Saturday, May 7, 2011

Conspiracy Theories

I'm not drawn to conspiracy theories.

I'm no naive starry-eyed optimist. I do believe that human beings have an almost unlimited capacity for evil and lying. But really, really huge conspiracies, like the idea that the Apollo Program was faked or that 9/11 was an inside job, aren't plausible to me.

The most effective way to counter people who insist the moon landings were faked is not to answer every niggling little question they raise. It's to step back and point out the great big unlikelihood at the center of their conspiracy theory. Namely: if the moon landings were a hoax, think of all the people who were in on it. Think of all those guys in Mission Control, most of them engineers, most of whom cared passionately about their work and had no obsessive political agenda. Think of the 42 years that have passed since Apollo 11. That's a lot of time for deathbed confessions. That's a lot of time for anonymous whistleblowers.

No doubt that there are a lot of secrets in the world that we will never know about.

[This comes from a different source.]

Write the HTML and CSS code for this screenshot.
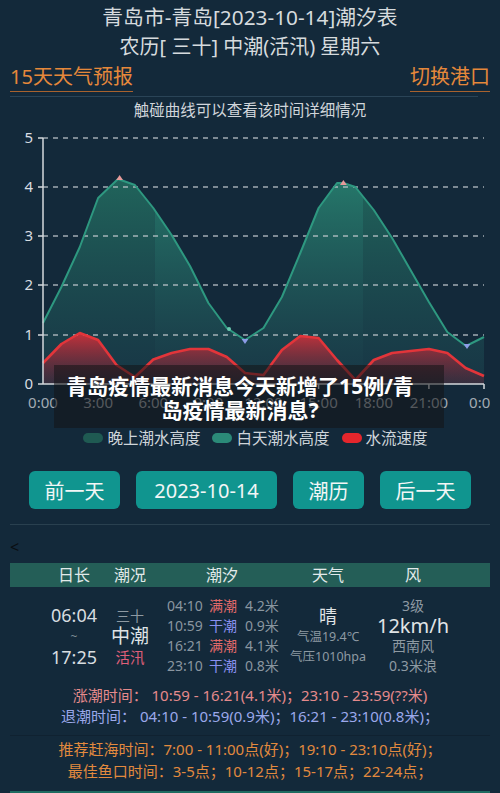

I bet there are prominent people in history that we only think died of natural causes or accidents, but were actually murdered. But in general, I'm not one for the conspiracy theorist way of thinking.

Anyway. Osama bin Laden.

Until one week ago I thought there was a pretty good chance he was already dead and had been for some time. Not in a "OMG The US Government is LYING to you sheeple" sort of way, but more like a couple of al-Qaeda goons living in mountain caves had seen him die, but figured The Cause would be better off if the world thought he was still alive. Or his severed head was wrapped in a plastic bag shoved way in the back of Pervez Musharraf's freezer. Or something.

Seems I was wrong.

Now, it's pretty obvious that for the next couple of decades we're going to be treated to theories that this is all a ploy to boost American prestige, or get Obama re-elected, or something.

Here's what I say to those theories.

Let's imagine the consequences if bin Laden's death were faked, and knowledge of the deception were to become public. It wouldn't just be the end of Obama's political career. You know that now-famous photo of the White House Situation Room during the raid on bin Laden's compound? If bin Laden's death were faked and we found out, it would mean a career-ending scandal for each and every person in that room.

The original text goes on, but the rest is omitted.